## Short problem
Restate the data below word for word. Skip any images it contains.

## Supplied information
------------

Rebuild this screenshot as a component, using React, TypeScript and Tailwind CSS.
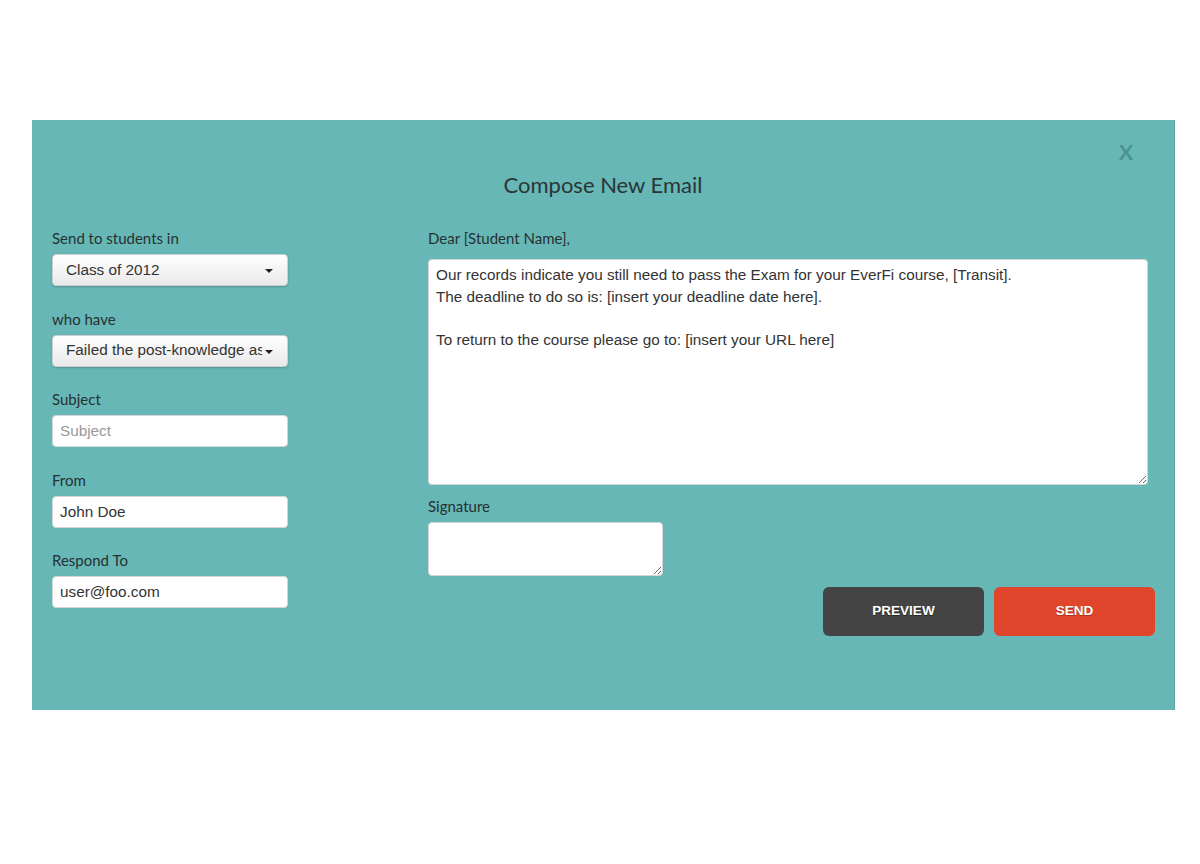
import { useState } from 'react';

const labelCls = "h-[20px] text-[15px] leading-[20px] text-[#263131] font-['Lato',sans-serif]";
const fieldFont = "font-['Liberation_Sans',Arial,sans-serif] text-[15.3px] text-[#333]";

function FakeSelect({ value }: { value: string }) {
    return (
        <div className="relative mt-[6px] flex h-[32px] w-[236px] items-center rounded-[4px] border border-[#cfcfcf] bg-gradient-to-b from-white to-[#e9e9e9] shadow-[0_1px_2px_rgba(0,0,0,0.2)]">
            <div className={`${fieldFont} ml-[13px] w-[196px] overflow-hidden whitespace-nowrap`}>{value}</div>
            <span className="absolute right-[14px] top-[14px] h-0 w-0 border-x-[4px] border-t-[4px] border-x-transparent border-t-[#222]" />
        </div>
    );
}

function TextInput({ value, placeholder }: { value: string; placeholder?: string }) {
    const [v, setV] = useState(value);
    return (
        <input
            value={v}
            placeholder={placeholder}
            onChange={(e) => setV(e.target.value)}
            className={`${fieldFont} mt-[6px] block h-[32px] w-[236px] rounded-[4px] border border-[#d6d6d6] bg-white px-[7px] outline-none placeholder:text-[#999]`}
        />
    );
}

const body = `Our records indicate you still need to pass the Exam for your EverFi course, [Transit].
The deadline to do so is: [insert your deadline date here].

To return to the course please go to: [insert your URL here]`;

export default function App() {
    const [message, setMessage] = useState(body);
    const [signature, setSignature] = useState('');

    return (
        <div className="min-h-[864px] w-[1200px] bg-white pt-[120px] pl-[32px]">
            <div className="relative h-[590px] w-[1143px] border-r border-[#5aa6a6] bg-[#67b7b7]">
                <button className="absolute right-[41px] top-[18px] font-['Lato',sans-serif] text-[21px] font-bold leading-[28px] text-[#4d9191]">
                    X
                </button>

                <h1 className="pt-[51px] text-center font-['Lato',sans-serif] text-[22px] leading-[28px] text-[#2a3535]">
                    Compose New Email
                </h1>

                <div className="mt-[29px] flex pl-[20px]">
                    {/* left column */}
                    <div className="flex w-[236px] flex-col gap-[22.5px]">
                        <div>
                            <div className={labelCls}>Send to students in</div>
                            <FakeSelect value="Class of 2012" />
                        </div>
                        <div>
                            <div className={labelCls}>who have</div>
                            <FakeSelect value="Failed the post-knowledge assessment" />
                        </div>
                        <div>
                            <div className={labelCls}>Subject</div>
                            <TextInput value="" placeholder="Subject" />
                        </div>
                        <div>
                            <div className={labelCls}>From</div>
                            <TextInput value="John Doe" />
                        </div>
                        <div>
                            <div className={labelCls}>Respond To</div>
                            <TextInput value="user@foo.com" />
                        </div>
                    </div>

                    {/* right column */}
                    <div className="ml-[140px] flex w-[727px] flex-col">
                        <div className={labelCls}>Dear [Student Name],</div>
                        <textarea
                            value={message}
                            onChange={(e) => setMessage(e.target.value)}
                            className={`${fieldFont} mt-[11px] block h-[226px] w-[720px] rounded-[4px] border border-[#d6d6d6] bg-white px-[7px] pt-[4px] leading-[21.5px] outline-none`}
                        />
                        <div className={`${labelCls} mt-[11px]`}>Signature</div>
                        <textarea
                            value={signature}
                            onChange={(e) => setSignature(e.target.value)}
                            className={`${fieldFont} mt-[6px] block h-[54px] w-[235px] rounded-[4px] border border-[#d6d6d6] bg-white px-[7px] outline-none`}
                        />
                        <div className="mt-[11px] flex justify-end gap-[10px]">
                            <button className="h-[49px] w-[161px] rounded-[6px] bg-[#444444] font-['Liberation_Sans',Arial,sans-serif] text-[13.5px] font-bold text-white [text-shadow:0_1px_1px_rgba(0,0,0,0.5)]">
                                PREVIEW
                            </button>
                            <button className="h-[49px] w-[161px] rounded-[6px] bg-[#e0462c] font-['Liberation_Sans',Arial,sans-serif] text-[13.5px] font-bold text-white [text-shadow:0_1px_1px_rgba(0,0,0,0.3)]">
                                SEND
                            </button>
                        </div>
                    </div>
                </div>
            </div>
        </div>
    );
}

------------

## Exercise response
Rebuild this screenshot as a component, using React, TypeScript and Tailwind CSS.
import { useState } from 'react';

const labelCls = "h-[20px] text-[15px] leading-[20px] text-[#263131] font-['Lato',sans-serif]";
const fieldFont = "font-['Liberation_Sans',Arial,sans-serif] text-[15.3px] text-[#333]";

function FakeSelect({ value }: { value: string }) {
    return (
        <div className="relative mt-[6px] flex h-[32px] w-[236px] items-center rounded-[4px] border border-[#cfcfcf] bg-gradient-to-b from-white to-[#e9e9e9] shadow-[0_1px_2px_rgba(0,0,0,0.2)]">
            <div className={`${fieldFont} ml-[13px] w-[196px] overflow-hidden whitespace-nowrap`}>{value}</div>
            <span className="absolute right-[14px] top-[14px] h-0 w-0 border-x-[4px] border-t-[4px] border-x-transparent border-t-[#222]" />
        </div>
    );
}

function TextInput({ value, placeholder }: { value: string; placeholder?: string }) {
    const [v, setV] = useState(value);
    return (
        <input
            value={v}
            placeholder={placeholder}
            onChange={(e) => setV(e.target.value)}
            className={`${fieldFont} mt-[6px] block h-[32px] w-[236px] rounded-[4px] border border-[#d6d6d6] bg-white px-[7px] outline-none placeholder:text-[#999]`}
        />
    );
}

const body = `Our records indicate you still need to pass the Exam for your EverFi course, [Transit].
The deadline to do so is: [insert your deadline date here].

To return to the course please go to: [insert your URL here]`;

export default function App() {
    const [message, setMessage] = useState(body);
    const [signature, setSignature] = useState('');

    return (
        <div className="min-h-[864px] w-[1200px] bg-white pt-[120px] pl-[32px]">
            <div className="relative h-[590px] w-[1143px] border-r border-[#5aa6a6] bg-[#67b7b7]">
                <button className="absolute right-[41px] top-[18px] font-['Lato',sans-serif] text-[21px] font-bold leading-[28px] text-[#4d9191]">
                    X
                </button>

                <h1 className="pt-[51px] text-center font-['Lato',sans-serif] text-[22px] leading-[28px] text-[#2a3535]">
                    Compose New Email
                </h1>

                <div className="mt-[29px] flex pl-[20px]">
                    {/* left column */}
                    <div className="flex w-[236px] flex-col gap-[22.5px]">
                        <div>
                            <div className={labelCls}>Send to students in</div>
                            <FakeSelect value="Class of 2012" />
                        </div>
                        <div>
                            <div className={labelCls}>who have</div>
                            <FakeSelect value="Failed the post-knowledge assessment" />
                        </div>
                        <div>
                            <div className={labelCls}>Subject</div>
                            <TextInput value="" placeholder="Subject" />
                        </div>
                        <div>
                            <div className={labelCls}>From</div>
                            <TextInput value="John Doe" />
                        </div>
                        <div>
                            <div className={labelCls}>Respond To</div>
                            <TextInput value="user@foo.com" />
                        </div>
                    </div>

                    {/* right column */}
                    <div className="ml-[140px] flex w-[727px] flex-col">
                        <div className={labelCls}>Dear [Student Name],</div>
                        <textarea
                            value={message}
                            onChange={(e) => setMessage(e.target.value)}
                            className={`${fieldFont} mt-[11px] block h-[226px] w-[720px] rounded-[4px] border border-[#d6d6d6] bg-white px-[7px] pt-[4px] leading-[21.5px] outline-none`}
                        />
                        <div className={`${labelCls} mt-[11px]`}>Signature</div>
                        <textarea
                            value={signature}
                            onChange={(e) => setSignature(e.target.value)}
                            className={`${fieldFont} mt-[6px] block h-[54px] w-[235px] rounded-[4px] border border-[#d6d6d6] bg-white px-[7px] outline-none`}
                        />
                        <div className="mt-[11px] flex justify-end gap-[10px]">
                            <button className="h-[49px] w-[161px] rounded-[6px] bg-[#444444] font-['Liberation_Sans',Arial,sans-serif] text-[13.5px] font-bold text-white [text-shadow:0_1px_1px_rgba(0,0,0,0.5)]">
                                PREVIEW
                            </button>
                            <button className="h-[49px] w-[161px] rounded-[6px] bg-[#e0462c] font-['Liberation_Sans',Arial,sans-serif] text-[13.5px] font-bold text-white [text-shadow:0_1px_1px_rgba(0,0,0,0.3)]">
                                SEND
                            </button>
                        </div>
                    </div>
                </div>
            </div>
        </div>
    );
}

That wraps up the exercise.